Optionally, in an embodiment, the description information of the sensing service includes at least one of the following: type information of the sensing service; information about a sensing object; sensing quantity information of the sensing object; purpose or usage information of the sensing service; granularity information of the sensing service; execution time information of the sensing service; related reporting information of the sensing measurement data; and QoS information of the sensing service.

Optionally, in an embodiment, the sensing device includes at least one of the following: a sensing terminal device and a sensing access network device.

Optionally, in an embodiment, the method further includes: The access and mobility management function sends an identifier or address information of the sensing device to the SCF, where the identifier or the address information of the sensing device is used by the SCF to select the sensing device.
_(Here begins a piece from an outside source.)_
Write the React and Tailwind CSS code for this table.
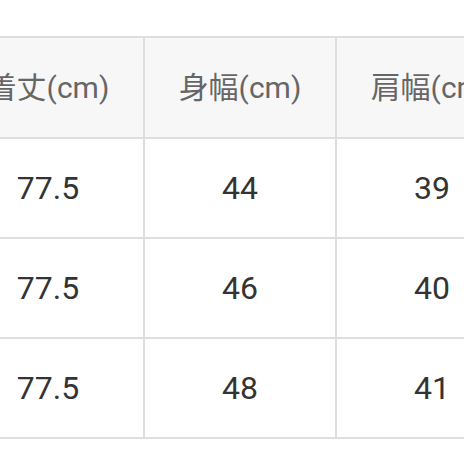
import React from 'react';

const HEADERS = ['着丈(cm)', '身幅(cm)', '肩幅(cm)'];

const ROWS = [
  ['77.5', '44', '39'],
  ['77.5', '46', '40'],
  ['77.5', '48', '41'],
];

function App() {
  return (
    <div className="w-[464px] h-[464px] overflow-hidden bg-white" style={{ fontFamily: 'Roboto, "Noto Sans CJK JP", sans-serif' }}>
      <div className="mt-[36px] ml-[-49px] w-[578px] grid grid-cols-[192px_192px_192px] border-t-2 border-l-2 border-[#dedede]">
        {HEADERS.map((h) => (
          <div
            key={h}
            className="h-[101px] flex items-center justify-center bg-[#f7f7f7] border-r-2 border-b-2 border-[#dedede] text-[30px] text-[#666666] whitespace-nowrap"
          >
            {h}
          </div>
        ))}
        {ROWS.map((row, i) =>
          row.map((cell, j) => (
            <div
              key={`${i}-${j}`}
              className="h-[100px] flex items-center justify-center bg-white border-r-2 border-b-2 border-[#dedede] text-[32px] text-[#333333]"
            >
              {cell}
            </div>
          ))
        )}
      </div>
    </div>
  );
}

export default App;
Optionally, in an embodiment, the method further includes: The access and mobility management function receives the sensing measurement data sent by the sensing device; and the access and mobility management function sends the sensing measurement data to the SCF.

Optionally, in an embodiment, the sensing device includes a sensing terminal device, and the method further includes: The access and mobility management function requests, from a policy control function, a URSP corresponding to the sensing terminal device, where the URSP includes a corresponding data path selection policy according to which the sensing device sends the sensing measurement data to the SCF; the access and mobility management function receives the URSP sent by the policy control function; and the access and mobility management function sends the received URSP to the sensing device.

FIG. 4 is a schematic flowchart of implementing a method for processing a sensing service according to an embodiment of this application. The method may be applied to a side of a sensing device. As shown in FIG. 4, the method 400 includes the following steps.

S402: The sensing device receives sensing service control information from an SCF, where the sensing service control information is used to indicate the sensing device to obtain sensing measurement data.

S404: The sensing device obtains the sensing measurement data according to the sensing service control information.

S406: The sensing device sends the sensing measurement data to the SCF.

In this embodiment of this application, the sensing device receives the sensing service control information from the SCF, obtains the sensing measurement data according to the sensing service control information, and sends the generated sensing measurement data. In this embodiment of this application, in addition to providing a function of data communication transmission, the wireless communication system can also provide a sensing function, to help implement fusion of wireless communication and radar sensing, thereby greatly reducing hardware deployment costs.

Optionally, in an embodiment, that the sensing device obtains the sensing measurement data according to the sensing service control information includes: The sensing device performs sensing measurement according to the sensing service control information, to obtain the sensing measurement data; or, the sensing device indicates, according to the sensing service control information, a second device to perform sensing measurement, to obtain the sensing measurement data sent by the second device.

Optionally, in an embodiment, that the sensing device indicates, according to the sensing service control information, the second device to perform sensing measurement includes: The sensing device configures a sensing measurement resource according to the sensing service control information; and the sensing device sends information about the sensing measurement resource to the second device, where the information about the sensing measurement resource is used to indicate the second device to perform sensing measurement.

Optionally, in an embodiment, that the sensing device sends the sensing measurement data to the SCF includes at least one of the following: The sensing device sends the sensing measurement data to the SCF through a control plane tunnel; and the sensing device sends the sensing measurement data to the SCF through a user plane tunnel.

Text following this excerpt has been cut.